### [Collected data]

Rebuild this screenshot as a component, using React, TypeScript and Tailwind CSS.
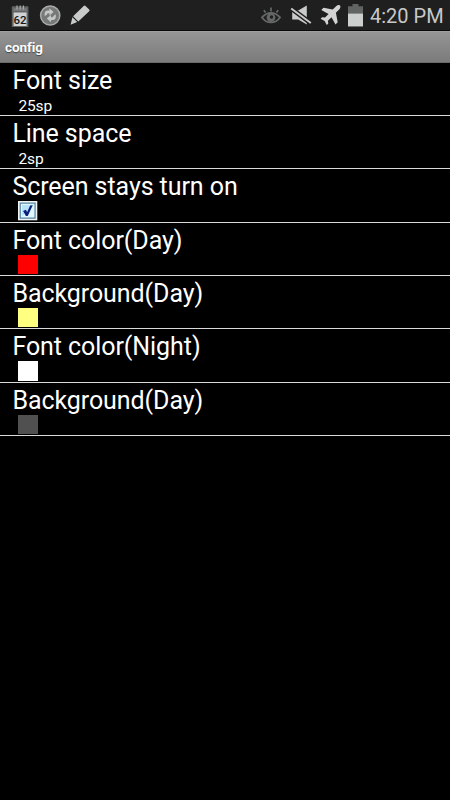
import React from "react";

type Row = { title: string; value?: string; color?: string; checked?: boolean };

const rows: Row[] = [
  { title: "Font size", value: "25sp" },
  { title: "Line space", value: "2sp" },
  { title: "Screen stays turn on", checked: true },
  { title: "Font color(Day)", color: "bg-[#ff0000]" },
  { title: "Background(Day)", color: "bg-[#ffff80]" },
  { title: "Font color(Night)", color: "bg-white" },
  { title: "Background(Day)", color: "bg-[#505050]" },
];

function CalendarIcon() {
  return (
    <svg className="ml-[11px] h-6 w-[18px]" viewBox="0 0 18 24">
      <rect x="0.8" y="3.2" width="16.6" height="22" rx="1" fill="#626464" />
      <path d="M2.6 9.5h13v13.5h-13z" fill="#d2d4d4" />
      <path d="M2.5 5.2h13.4v2.7H2.5z" fill="#77797a" />
      <path d="M6 2.5v4M9.2 2.5v4M12.4 2.5v4" stroke="#a9abab" strokeWidth="1.2" />
      <text x="9.1" y="20.6" textAnchor="middle" fontFamily="Roboto, sans-serif" fontWeight="500" fontSize="11.5" fill="#141616">62</text>
    </svg>
  );
}

function SyncIcon() {
  return (
    <svg className="ml-[10px] h-[22px] w-[22px]" viewBox="0 0 22 22">
      <circle cx="11.2" cy="11.5" r="9.6" fill="#777979" stroke="#aaacac" strokeWidth="1.5" />
      <path d="M5.6 12.2V10q0-3.5 3.4-3.5h1.4V4.2L14.6 8l-4.2 3.5V9.2H9.2Q8 9.2 8 10.5z" fill="#c6c8c8" />
      <path d="M16.8 10.2v2.2q0 3.5-3.4 3.5H12v2.3l-4.2-3.8 4.2-3.5v2.3h1.2q1.2 0 1.2-1.3z" fill="#c6c8c8" />
    </svg>
  );
}

function PencilIcon() {
  return (
    <svg className="ml-[9px] h-[20px] w-[20px]" viewBox="0 0 20 20">
      <path d="M13.7 1q.9-.9 1.8 0l3.7 3.6q.8.8 0 1.6L8.3 16.6 3.1 11.2z" fill="#c9cbcb" />
      <path d="M2.4 12.3l4.8 4.8-6.6 2.6z" fill="#c9cbcb" />
    </svg>
  );
}

function EyeIcon() {
  return (
    <svg className="h-[18px] w-[22px]" viewBox="0 0 22 18">
      <path d="M2 11.4Q6 6.8 11 6.8t9 4.6Q16.5 16.3 11 16.3T2 11.4z" fill="none" stroke="#666868" strokeWidth="1.8" />
      <path d="M5.6 6.6L3.8 4.2M11 5.5V1.4M16.4 6.6l1.8-2.4" stroke="#666868" strokeWidth="1.7" />
      <circle cx="11" cy="11.5" r="4.4" fill="#666868" />
      <circle cx="11.5" cy="11" r="1.7" fill="#1f1f1f" />
    </svg>
  );
}

function MuteIcon() {
  return (
    <svg className="ml-[8px] h-5 w-[22px]" viewBox="0 0 22 20">
      <path d="M2.2 5.6h6L16.8.4v19.2L8.2 14.6h-6z" fill="#c9cbcb" />
      <path d="M0 2.6L22 18.9" stroke="#1f1f1f" strokeWidth="4.8" />
      <path d="M1.2 3.4L20.8 18" stroke="#c9cbcb" strokeWidth="1.9" />
    </svg>
  );
}

function PlaneIcon() {
  return (
    <svg className="ml-[8px] h-5 w-[21px]" viewBox="0 0 21 20">
      <path d="M19.9.5c.9.9.6 2.4-.5 3.7l-3.5 3.6 1.8 9.4-2.2 2.2-4-7.2-3.6 3.5.4 2.7L6.8 20l-2.2-4.1L.6 13.7l1.5-1.5 2.9.3 3.6-3.6-7.3-4 2.2-2.2 9.2 1.9 3.7-3.6C17.6-.1 19.2-.2 19.9.5z" fill="#d2d4d4" />
    </svg>
  );
}

function BatteryIcon() {
  return (
    <svg className="ml-[7px] h-[23px] w-[15px]" viewBox="0 0 15 23">
      <path d="M0 2.3h4.5V0h6v2.3H15v20H0z" fill="#626464" />
      <path d="M0 9.6h15v12.8H0z" fill="#cdcfcf" />
    </svg>
  );
}

function Checkbox() {
  return (
    <svg className="h-[19.3px] w-[19.3px]" viewBox="0 0 20 20">
      <path d="M0 0h20v20H0z" fill="#f0f3f3" />
      <path d="M2.3 2.3h15.4v15.4H2.3z" fill="#e1f7fd" stroke="#5688a4" strokeWidth="1.3" />
      <path d="M4.2 4.2h11.6L4.2 15.8z" fill="#b8e2f8" />
      <path d="M5.3 10.3l2.8-1.2 1.4 2.4 3.1-6.9 2.7-.3-5.2 11.2H8.2z" fill="#08227b" />
    </svg>
  );
}

export default function App() {
  return (
    <main className="flex h-[800px] w-[450px] flex-col overflow-hidden bg-black font-[Roboto,sans-serif] text-white">
      <header className="flex h-[31px] shrink-0 items-center justify-between border-b border-[#080808] bg-[#1f1f1f]">
        <div className="flex items-center">
          <CalendarIcon />
          <SyncIcon />
          <PencilIcon />
        </div>
        <div className="flex items-center pr-[6px]">
          <EyeIcon />
          <MuteIcon />
          <PlaneIcon />
          <BatteryIcon />
          <span className="ml-[7px] w-[74px] whitespace-nowrap pt-[2px] text-[20px] leading-[28px] text-[#c7c9c9]">4:20 PM</span>
        </div>
      </header>
      <div className="flex h-[32px] shrink-0 items-center border-t border-b border-t-[#a0a0a0] border-b-[#696969] bg-linear-to-b from-[#959595] to-[#7b7b7b] pl-[5px]">
        <h1 className="pt-px text-[13.5px] font-bold leading-none tracking-[-0.1px] [text-shadow:0_1px_1px_#444]">config</h1>
      </div>
      <section className="-mt-[0.3px]">
        {rows.map((row, index) => (
          <div key={index} className="h-[53.33px] border-b border-[#d9dbdb] pl-[12.4px]">
            <h2 className="h-[32px] whitespace-nowrap text-[25px] leading-[36px] tracking-[-0.07px]">{row.title}</h2>
            <div className="ml-[6px] flex h-[20px] items-start">
              {row.value && <span className="text-[15.5px] leading-[22px] tracking-[-0.1px]">{row.value}</span>}
              {row.checked && <Checkbox />}
              {row.color && <span className={`h-[19.3px] w-[19.3px] ${row.color}`} />}
            </div>
          </div>
        ))}
      </section>
    </main>
  );
}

### [The exercise]
Give the material again exactly as it is, but keep the pictures out.

### [Full output]
Rebuild this screenshot as a component, using React, TypeScript and Tailwind CSS.
import React from "react";

type Row = { title: string; value?: string; color?: string; checked?: boolean };

const rows: Row[] = [
  { title: "Font size", value: "25sp" },
  { title: "Line space", value: "2sp" },
  { title: "Screen stays turn on", checked: true },
  { title: "Font color(Day)", color: "bg-[#ff0000]" },
  { title: "Background(Day)", color: "bg-[#ffff80]" },
  { title: "Font color(Night)", color: "bg-white" },
  { title: "Background(Day)", color: "bg-[#505050]" },
];

function CalendarIcon() {
  return (
    <svg className="ml-[11px] h-6 w-[18px]" viewBox="0 0 18 24">
      <rect x="0.8" y="3.2" width="16.6" height="22" rx="1" fill="#626464" />
      <path d="M2.6 9.5h13v13.5h-13z" fill="#d2d4d4" />
      <path d="M2.5 5.2h13.4v2.7H2.5z" fill="#77797a" />
      <path d="M6 2.5v4M9.2 2.5v4M12.4 2.5v4" stroke="#a9abab" strokeWidth="1.2" />
      <text x="9.1" y="20.6" textAnchor="middle" fontFamily="Roboto, sans-serif" fontWeight="500" fontSize="11.5" fill="#141616">62</text>
    </svg>
  );
}

function SyncIcon() {
  return (
    <svg className="ml-[10px] h-[22px] w-[22px]" viewBox="0 0 22 22">
      <circle cx="11.2" cy="11.5" r="9.6" fill="#777979" stroke="#aaacac" strokeWidth="1.5" />
      <path d="M5.6 12.2V10q0-3.5 3.4-3.5h1.4V4.2L14.6 8l-4.2 3.5V9.2H9.2Q8 9.2 8 10.5z" fill="#c6c8c8" />
      <path d="M16.8 10.2v2.2q0 3.5-3.4 3.5H12v2.3l-4.2-3.8 4.2-3.5v2.3h1.2q1.2 0 1.2-1.3z" fill="#c6c8c8" />
    </svg>
  );
}

function PencilIcon() {
  return (
    <svg className="ml-[9px] h-[20px] w-[20px]" viewBox="0 0 20 20">
      <path d="M13.7 1q.9-.9 1.8 0l3.7 3.6q.8.8 0 1.6L8.3 16.6 3.1 11.2z" fill="#c9cbcb" />
      <path d="M2.4 12.3l4.8 4.8-6.6 2.6z" fill="#c9cbcb" />
    </svg>
  );
}

function EyeIcon() {
  return (
    <svg className="h-[18px] w-[22px]" viewBox="0 0 22 18">
      <path d="M2 11.4Q6 6.8 11 6.8t9 4.6Q16.5 16.3 11 16.3T2 11.4z" fill="none" stroke="#666868" strokeWidth="1.8" />
      <path d="M5.6 6.6L3.8 4.2M11 5.5V1.4M16.4 6.6l1.8-2.4" stroke="#666868" strokeWidth="1.7" />
      <circle cx="11" cy="11.5" r="4.4" fill="#666868" />
      <circle cx="11.5" cy="11" r="1.7" fill="#1f1f1f" />
    </svg>
  );
}

function MuteIcon() {
  return (
    <svg className="ml-[8px] h-5 w-[22px]" viewBox="0 0 22 20">
      <path d="M2.2 5.6h6L16.8.4v19.2L8.2 14.6h-6z" fill="#c9cbcb" />
      <path d="M0 2.6L22 18.9" stroke="#1f1f1f" strokeWidth="4.8" />
      <path d="M1.2 3.4L20.8 18" stroke="#c9cbcb" strokeWidth="1.9" />
    </svg>
  );
}

function PlaneIcon() {
  return (
    <svg className="ml-[8px] h-5 w-[21px]" viewBox="0 0 21 20">
      <path d="M19.9.5c.9.9.6 2.4-.5 3.7l-3.5 3.6 1.8 9.4-2.2 2.2-4-7.2-3.6 3.5.4 2.7L6.8 20l-2.2-4.1L.6 13.7l1.5-1.5 2.9.3 3.6-3.6-7.3-4 2.2-2.2 9.2 1.9 3.7-3.6C17.6-.1 19.2-.2 19.9.5z" fill="#d2d4d4" />
    </svg>
  );
}

function BatteryIcon() {
  return (
    <svg className="ml-[7px] h-[23px] w-[15px]" viewBox="0 0 15 23">
      <path d="M0 2.3h4.5V0h6v2.3H15v20H0z" fill="#626464" />
      <path d="M0 9.6h15v12.8H0z" fill="#cdcfcf" />
    </svg>
  );
}

function Checkbox() {
  return (
    <svg className="h-[19.3px] w-[19.3px]" viewBox="0 0 20 20">
      <path d="M0 0h20v20H0z" fill="#f0f3f3" />
      <path d="M2.3 2.3h15.4v15.4H2.3z" fill="#e1f7fd" stroke="#5688a4" strokeWidth="1.3" />
      <path d="M4.2 4.2h11.6L4.2 15.8z" fill="#b8e2f8" />
      <path d="M5.3 10.3l2.8-1.2 1.4 2.4 3.1-6.9 2.7-.3-5.2 11.2H8.2z" fill="#08227b" />
    </svg>
  );
}

export default function App() {
  return (
    <main className="flex h-[800px] w-[450px] flex-col overflow-hidden bg-black font-[Roboto,sans-serif] text-white">
      <header className="flex h-[31px] shrink-0 items-center justify-between border-b border-[#080808] bg-[#1f1f1f]">
        <div className="flex items-center">
          <CalendarIcon />
          <SyncIcon />
          <PencilIcon />
        </div>
        <div className="flex items-center pr-[6px]">
          <EyeIcon />
          <MuteIcon />
          <PlaneIcon />
          <BatteryIcon />
          <span className="ml-[7px] w-[74px] whitespace-nowrap pt-[2px] text-[20px] leading-[28px] text-[#c7c9c9]">4:20 PM</span>
        </div>
      </header>
      <div className="flex h-[32px] shrink-0 items-center border-t border-b border-t-[#a0a0a0] border-b-[#696969] bg-linear-to-b from-[#959595] to-[#7b7b7b] pl-[5px]">
        <h1 className="pt-px text-[13.5px] font-bold leading-none tracking-[-0.1px] [text-shadow:0_1px_1px_#444]">config</h1>
      </div>
      <section className="-mt-[0.3px]">
        {rows.map((row, index) => (
          <div key={index} className="h-[53.33px] border-b border-[#d9dbdb] pl-[12.4px]">
            <h2 className="h-[32px] whitespace-nowrap text-[25px] leading-[36px] tracking-[-0.07px]">{row.title}</h2>
            <div className="ml-[6px] flex h-[20px] items-start">
              {row.value && <span className="text-[15.5px] leading-[22px] tracking-[-0.1px]">{row.value}</span>}
              {row.checked && <Checkbox />}
              {row.color && <span className={`h-[19.3px] w-[19.3px] ${row.color}`} />}
            </div>
          </div>
        ))}
      </section>
    </main>
  );
}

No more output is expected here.